Adidas has unveiled a series of ads, including a feature promoting and celebrating biological male athletes who compete in women’s sports.
In the ad campaign titled “I’mPossible,” Adidas highlights a Brazilian trans athlete Tiffany Abreu as he navigates the difficult world of possessing vastly superior physical traits to pretty much everyone he’s competing against.
“It’s impossible,” says one of the ads. “To take hold of the world’s spotlight overnight. Create your own uniform. Be a cover model. A powerful athlete. Or compete as a trans woman. Impossible? No. I’mpossible.”
“Not only is she an unstoppable athlete, but she also uses her voice to encourage others to embrace their own identities,” the ad claims.
Abreu says that he plays “…for Brazil and for all trans women in the ad specific to him.” The Brazilian then finishes by saying, “My story is not impossible. Because I’m possible.”
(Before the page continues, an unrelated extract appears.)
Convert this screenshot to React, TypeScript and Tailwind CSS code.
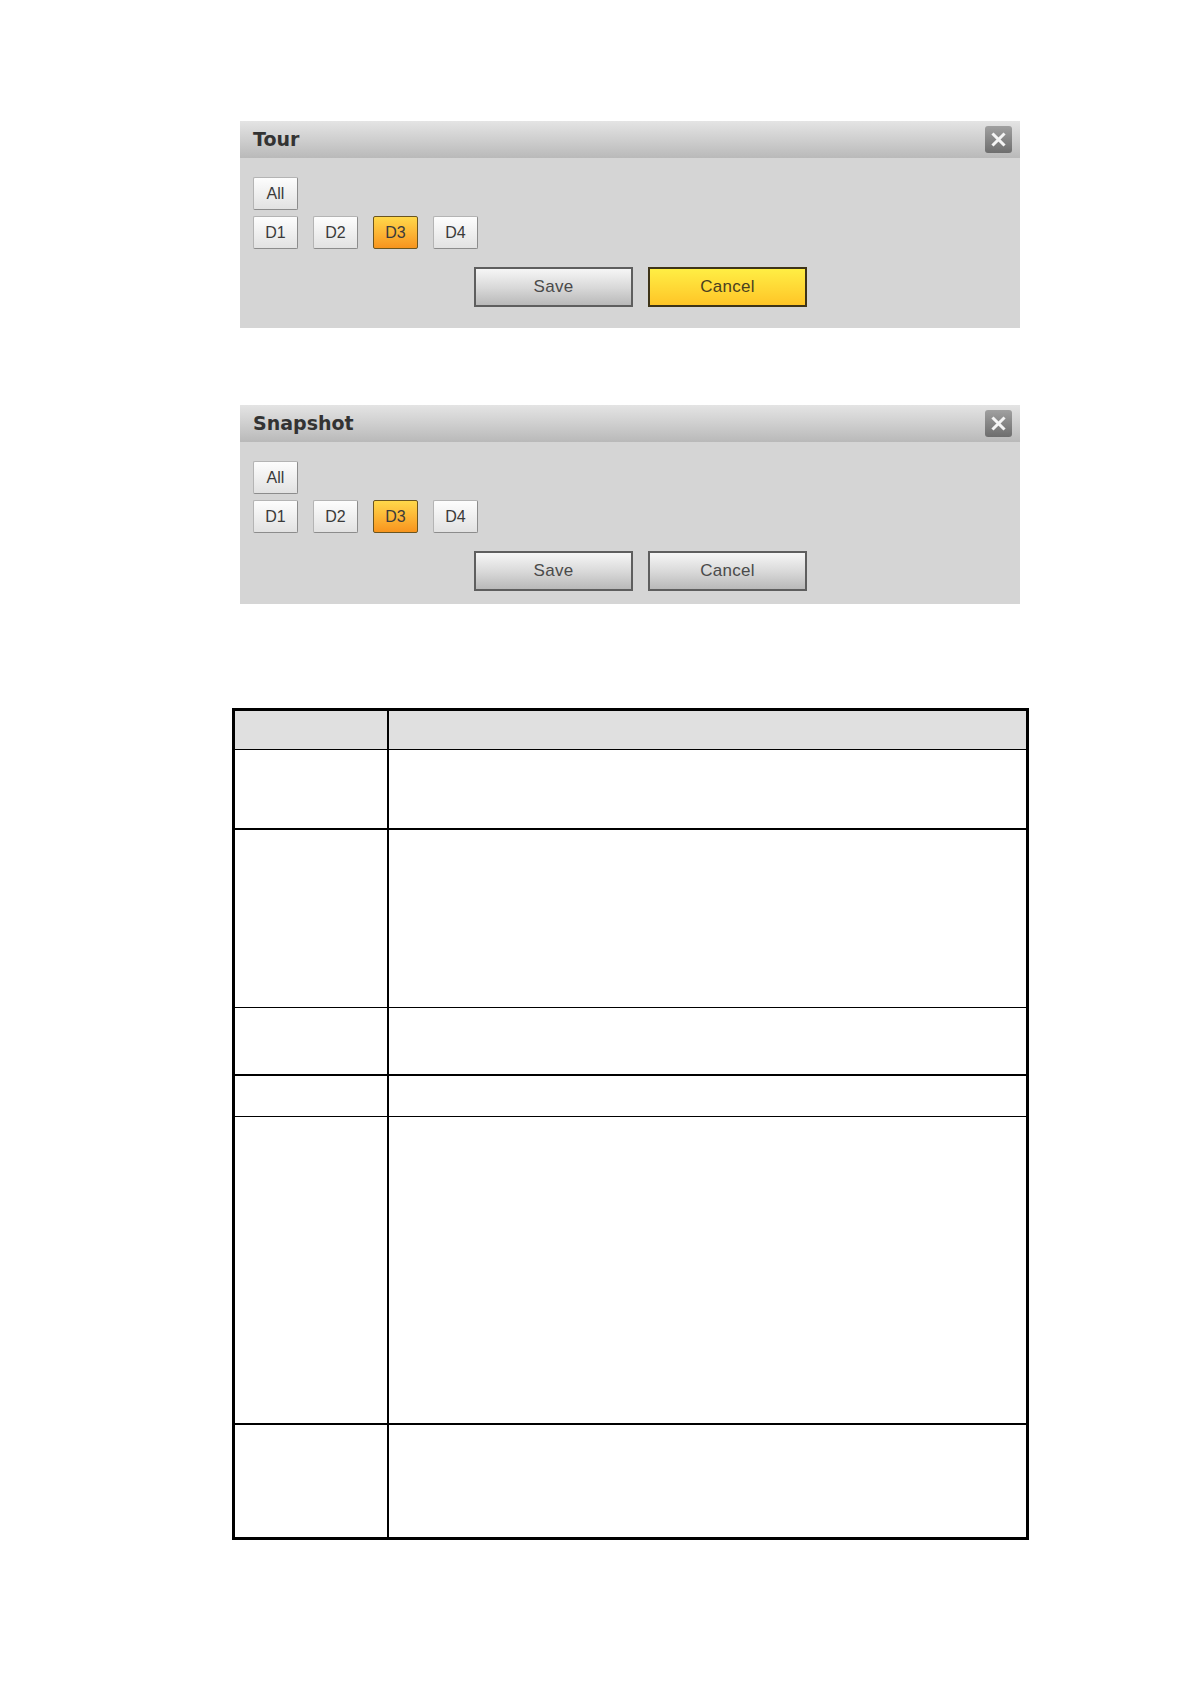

In a sane world, Abreu’s ascendance to the Olympics and the top of Brazilian women’s volleyball would have been impossible. Males have muscular, skeletal, and cardiovascular advantages over women that cannot be entirely erased by testosterone suppressors or any form of therapy. These inherent advantages put female athletes at a distinct disadvantage when competing against men.
Those advantages have recently been put on display in women’s college swimming as Lia Thomas. Thomas, a man, left the men’s swimming team at the University of Pennsylvania after three rather unremarkable years to join the women’s team and become the most dominant performer in women’s college swimming.
Transgender swimmer Lia Thomas. (JOSEPH PREZIOSO/AFP via Getty Images)
It also remains to be seen how Adidas reconciles its support of male athletes competing in and dominating women’s sports with the company’s supposed support of women’s rights and women’s athletics. Thomas alone has erased several women from the NCAA record books by smashing long-standing swimming records set by actual women. As Thomas’ example shows, while the left is fond of saying that only a relative few males are competing in women’s sports, it only takes one to completely reset the history books of a given sport and wipe out the life achievements of dozens of actual women.
One would think that Adidas and their corporate peers would be against canceling women since they claim to be so. However, sadly, their action in keeping up with the woke flavor of the day seems worth more to them than women’s rights.
And clearly, for biological women trying their best to make it in sports, it’s not their day.
It’s a man’s world, and Adidas seems okay with that.